--- Stated exercise ---
All of the listing below must be repeated word for word. Pictures are the only thing to omit.

--- Stored data ---
- - -

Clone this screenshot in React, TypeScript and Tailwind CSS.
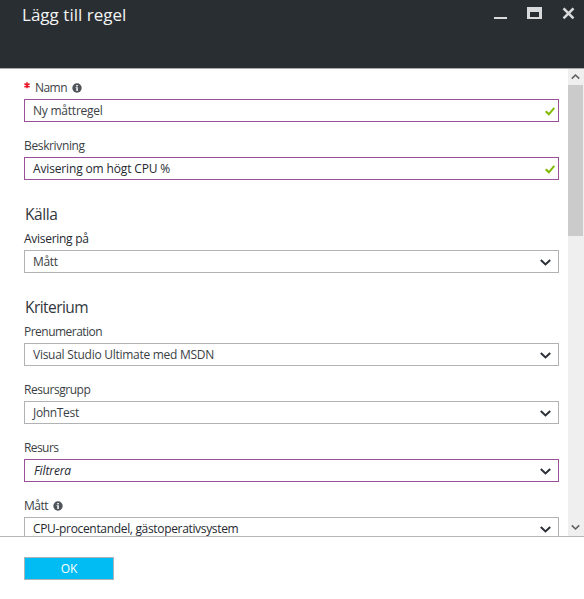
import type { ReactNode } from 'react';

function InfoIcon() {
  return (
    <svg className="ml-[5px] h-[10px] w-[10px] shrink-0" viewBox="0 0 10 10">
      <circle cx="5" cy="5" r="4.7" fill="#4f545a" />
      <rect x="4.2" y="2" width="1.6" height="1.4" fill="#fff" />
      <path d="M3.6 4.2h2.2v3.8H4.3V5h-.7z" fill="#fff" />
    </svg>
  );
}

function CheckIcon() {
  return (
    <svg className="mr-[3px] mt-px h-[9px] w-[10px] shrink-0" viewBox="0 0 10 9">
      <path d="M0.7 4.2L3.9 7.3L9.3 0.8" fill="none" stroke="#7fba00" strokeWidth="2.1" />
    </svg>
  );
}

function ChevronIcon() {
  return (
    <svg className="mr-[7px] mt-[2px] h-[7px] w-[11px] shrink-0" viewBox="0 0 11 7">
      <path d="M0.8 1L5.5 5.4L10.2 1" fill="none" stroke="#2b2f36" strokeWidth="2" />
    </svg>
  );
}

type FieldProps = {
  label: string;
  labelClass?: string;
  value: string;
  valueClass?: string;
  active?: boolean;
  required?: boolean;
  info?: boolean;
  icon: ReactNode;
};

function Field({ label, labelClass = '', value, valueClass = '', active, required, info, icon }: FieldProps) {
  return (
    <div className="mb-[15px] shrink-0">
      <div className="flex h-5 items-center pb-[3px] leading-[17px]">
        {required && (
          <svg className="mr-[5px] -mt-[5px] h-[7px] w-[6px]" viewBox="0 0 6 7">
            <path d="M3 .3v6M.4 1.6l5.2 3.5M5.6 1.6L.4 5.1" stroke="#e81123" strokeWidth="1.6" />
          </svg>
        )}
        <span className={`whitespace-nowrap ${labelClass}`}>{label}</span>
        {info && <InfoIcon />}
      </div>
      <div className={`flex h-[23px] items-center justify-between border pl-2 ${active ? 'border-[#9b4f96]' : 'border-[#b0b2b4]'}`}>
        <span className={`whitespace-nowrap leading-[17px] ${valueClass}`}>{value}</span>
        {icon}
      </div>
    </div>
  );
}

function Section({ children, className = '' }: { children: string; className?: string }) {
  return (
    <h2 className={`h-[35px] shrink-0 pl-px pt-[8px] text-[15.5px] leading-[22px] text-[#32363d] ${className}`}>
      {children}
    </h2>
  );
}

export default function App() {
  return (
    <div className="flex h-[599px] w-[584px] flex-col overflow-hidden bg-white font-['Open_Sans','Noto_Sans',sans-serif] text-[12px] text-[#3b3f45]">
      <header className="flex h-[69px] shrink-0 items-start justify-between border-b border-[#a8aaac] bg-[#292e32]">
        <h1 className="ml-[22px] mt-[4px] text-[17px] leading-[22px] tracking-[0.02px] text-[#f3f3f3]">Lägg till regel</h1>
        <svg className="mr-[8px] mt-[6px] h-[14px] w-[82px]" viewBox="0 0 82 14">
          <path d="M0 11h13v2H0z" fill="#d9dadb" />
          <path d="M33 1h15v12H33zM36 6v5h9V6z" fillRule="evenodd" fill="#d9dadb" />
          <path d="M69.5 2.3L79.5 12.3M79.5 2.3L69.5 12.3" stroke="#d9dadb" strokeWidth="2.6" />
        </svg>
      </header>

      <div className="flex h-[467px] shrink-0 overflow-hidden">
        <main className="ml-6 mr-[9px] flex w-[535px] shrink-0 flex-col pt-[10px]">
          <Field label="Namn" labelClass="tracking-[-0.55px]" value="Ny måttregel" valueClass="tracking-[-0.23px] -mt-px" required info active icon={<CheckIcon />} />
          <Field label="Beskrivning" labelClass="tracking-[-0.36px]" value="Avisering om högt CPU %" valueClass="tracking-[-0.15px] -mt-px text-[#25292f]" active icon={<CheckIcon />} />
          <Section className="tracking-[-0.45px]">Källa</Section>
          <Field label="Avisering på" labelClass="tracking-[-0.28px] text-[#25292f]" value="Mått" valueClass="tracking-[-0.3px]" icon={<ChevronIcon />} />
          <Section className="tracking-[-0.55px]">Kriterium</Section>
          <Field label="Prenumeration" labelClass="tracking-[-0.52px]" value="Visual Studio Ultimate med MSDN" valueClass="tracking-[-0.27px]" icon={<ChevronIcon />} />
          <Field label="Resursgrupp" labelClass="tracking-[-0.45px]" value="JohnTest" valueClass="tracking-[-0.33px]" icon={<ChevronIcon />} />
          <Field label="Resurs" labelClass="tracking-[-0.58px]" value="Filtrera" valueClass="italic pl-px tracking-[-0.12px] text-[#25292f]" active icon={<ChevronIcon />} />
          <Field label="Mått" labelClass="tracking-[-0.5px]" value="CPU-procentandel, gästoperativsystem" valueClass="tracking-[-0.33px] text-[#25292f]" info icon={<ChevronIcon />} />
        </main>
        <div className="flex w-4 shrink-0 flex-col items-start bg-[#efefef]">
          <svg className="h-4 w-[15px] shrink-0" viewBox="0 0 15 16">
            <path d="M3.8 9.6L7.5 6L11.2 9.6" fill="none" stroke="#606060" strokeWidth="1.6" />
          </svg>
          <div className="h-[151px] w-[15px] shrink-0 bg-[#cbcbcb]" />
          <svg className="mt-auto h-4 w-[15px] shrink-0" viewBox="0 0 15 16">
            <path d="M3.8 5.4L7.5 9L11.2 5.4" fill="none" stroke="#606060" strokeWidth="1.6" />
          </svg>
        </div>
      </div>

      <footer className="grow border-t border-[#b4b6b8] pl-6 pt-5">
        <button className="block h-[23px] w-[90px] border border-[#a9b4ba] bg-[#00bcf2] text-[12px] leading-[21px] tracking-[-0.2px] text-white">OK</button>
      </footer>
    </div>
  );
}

- - -

--- Answer to this problem ---
Clone this screenshot in React, TypeScript and Tailwind CSS.
import type { ReactNode } from 'react';

function InfoIcon() {
  return (
    <svg className="ml-[5px] h-[10px] w-[10px] shrink-0" viewBox="0 0 10 10">
      <circle cx="5" cy="5" r="4.7" fill="#4f545a" />
      <rect x="4.2" y="2" width="1.6" height="1.4" fill="#fff" />
      <path d="M3.6 4.2h2.2v3.8H4.3V5h-.7z" fill="#fff" />
    </svg>
  );
}

function CheckIcon() {
  return (
    <svg className="mr-[3px] mt-px h-[9px] w-[10px] shrink-0" viewBox="0 0 10 9">
      <path d="M0.7 4.2L3.9 7.3L9.3 0.8" fill="none" stroke="#7fba00" strokeWidth="2.1" />
    </svg>
  );
}

function ChevronIcon() {
  return (
    <svg className="mr-[7px] mt-[2px] h-[7px] w-[11px] shrink-0" viewBox="0 0 11 7">
      <path d="M0.8 1L5.5 5.4L10.2 1" fill="none" stroke="#2b2f36" strokeWidth="2" />
    </svg>
  );
}

type FieldProps = {
  label: string;
  labelClass?: string;
  value: string;
  valueClass?: string;
  active?: boolean;
  required?: boolean;
  info?: boolean;
  icon: ReactNode;
};

function Field({ label, labelClass = '', value, valueClass = '', active, required, info, icon }: FieldProps) {
  return (
    <div className="mb-[15px] shrink-0">
      <div className="flex h-5 items-center pb-[3px] leading-[17px]">
        {required && (
          <svg className="mr-[5px] -mt-[5px] h-[7px] w-[6px]" viewBox="0 0 6 7">
            <path d="M3 .3v6M.4 1.6l5.2 3.5M5.6 1.6L.4 5.1" stroke="#e81123" strokeWidth="1.6" />
          </svg>
        )}
        <span className={`whitespace-nowrap ${labelClass}`}>{label}</span>
        {info && <InfoIcon />}
      </div>
      <div className={`flex h-[23px] items-center justify-between border pl-2 ${active ? 'border-[#9b4f96]' : 'border-[#b0b2b4]'}`}>
        <span className={`whitespace-nowrap leading-[17px] ${valueClass}`}>{value}</span>
        {icon}
      </div>
    </div>
  );
}

function Section({ children, className = '' }: { children: string; className?: string }) {
  return (
    <h2 className={`h-[35px] shrink-0 pl-px pt-[8px] text-[15.5px] leading-[22px] text-[#32363d] ${className}`}>
      {children}
    </h2>
  );
}

export default function App() {
  return (
    <div className="flex h-[599px] w-[584px] flex-col overflow-hidden bg-white font-['Open_Sans','Noto_Sans',sans-serif] text-[12px] text-[#3b3f45]">
      <header className="flex h-[69px] shrink-0 items-start justify-between border-b border-[#a8aaac] bg-[#292e32]">
        <h1 className="ml-[22px] mt-[4px] text-[17px] leading-[22px] tracking-[0.02px] text-[#f3f3f3]">Lägg till regel</h1>
        <svg className="mr-[8px] mt-[6px] h-[14px] w-[82px]" viewBox="0 0 82 14">
          <path d="M0 11h13v2H0z" fill="#d9dadb" />
          <path d="M33 1h15v12H33zM36 6v5h9V6z" fillRule="evenodd" fill="#d9dadb" />
          <path d="M69.5 2.3L79.5 12.3M79.5 2.3L69.5 12.3" stroke="#d9dadb" strokeWidth="2.6" />
        </svg>
      </header>

      <div className="flex h-[467px] shrink-0 overflow-hidden">
        <main className="ml-6 mr-[9px] flex w-[535px] shrink-0 flex-col pt-[10px]">
          <Field label="Namn" labelClass="tracking-[-0.55px]" value="Ny måttregel" valueClass="tracking-[-0.23px] -mt-px" required info active icon={<CheckIcon />} />
          <Field label="Beskrivning" labelClass="tracking-[-0.36px]" value="Avisering om högt CPU %" valueClass="tracking-[-0.15px] -mt-px text-[#25292f]" active icon={<CheckIcon />} />
          <Section className="tracking-[-0.45px]">Källa</Section>
          <Field label="Avisering på" labelClass="tracking-[-0.28px] text-[#25292f]" value="Mått" valueClass="tracking-[-0.3px]" icon={<ChevronIcon />} />
          <Section className="tracking-[-0.55px]">Kriterium</Section>
          <Field label="Prenumeration" labelClass="tracking-[-0.52px]" value="Visual Studio Ultimate med MSDN" valueClass="tracking-[-0.27px]" icon={<ChevronIcon />} />
          <Field label="Resursgrupp" labelClass="tracking-[-0.45px]" value="JohnTest" valueClass="tracking-[-0.33px]" icon={<ChevronIcon />} />
          <Field label="Resurs" labelClass="tracking-[-0.58px]" value="Filtrera" valueClass="italic pl-px tracking-[-0.12px] text-[#25292f]" active icon={<ChevronIcon />} />
          <Field label="Mått" labelClass="tracking-[-0.5px]" value="CPU-procentandel, gästoperativsystem" valueClass="tracking-[-0.33px] text-[#25292f]" info icon={<ChevronIcon />} />
        </main>
        <div className="flex w-4 shrink-0 flex-col items-start bg-[#efefef]">
          <svg className="h-4 w-[15px] shrink-0" viewBox="0 0 15 16">
            <path d="M3.8 9.6L7.5 6L11.2 9.6" fill="none" stroke="#606060" strokeWidth="1.6" />
          </svg>
          <div className="h-[151px] w-[15px] shrink-0 bg-[#cbcbcb]" />
          <svg className="mt-auto h-4 w-[15px] shrink-0" viewBox="0 0 15 16">
            <path d="M3.8 5.4L7.5 9L11.2 5.4" fill="none" stroke="#606060" strokeWidth="1.6" />
          </svg>
        </div>
      </div>

      <footer className="grow border-t border-[#b4b6b8] pl-6 pt-5">
        <button className="block h-[23px] w-[90px] border border-[#a9b4ba] bg-[#00bcf2] text-[12px] leading-[21px] tracking-[-0.2px] text-white">OK</button>
      </footer>
    </div>
  );
}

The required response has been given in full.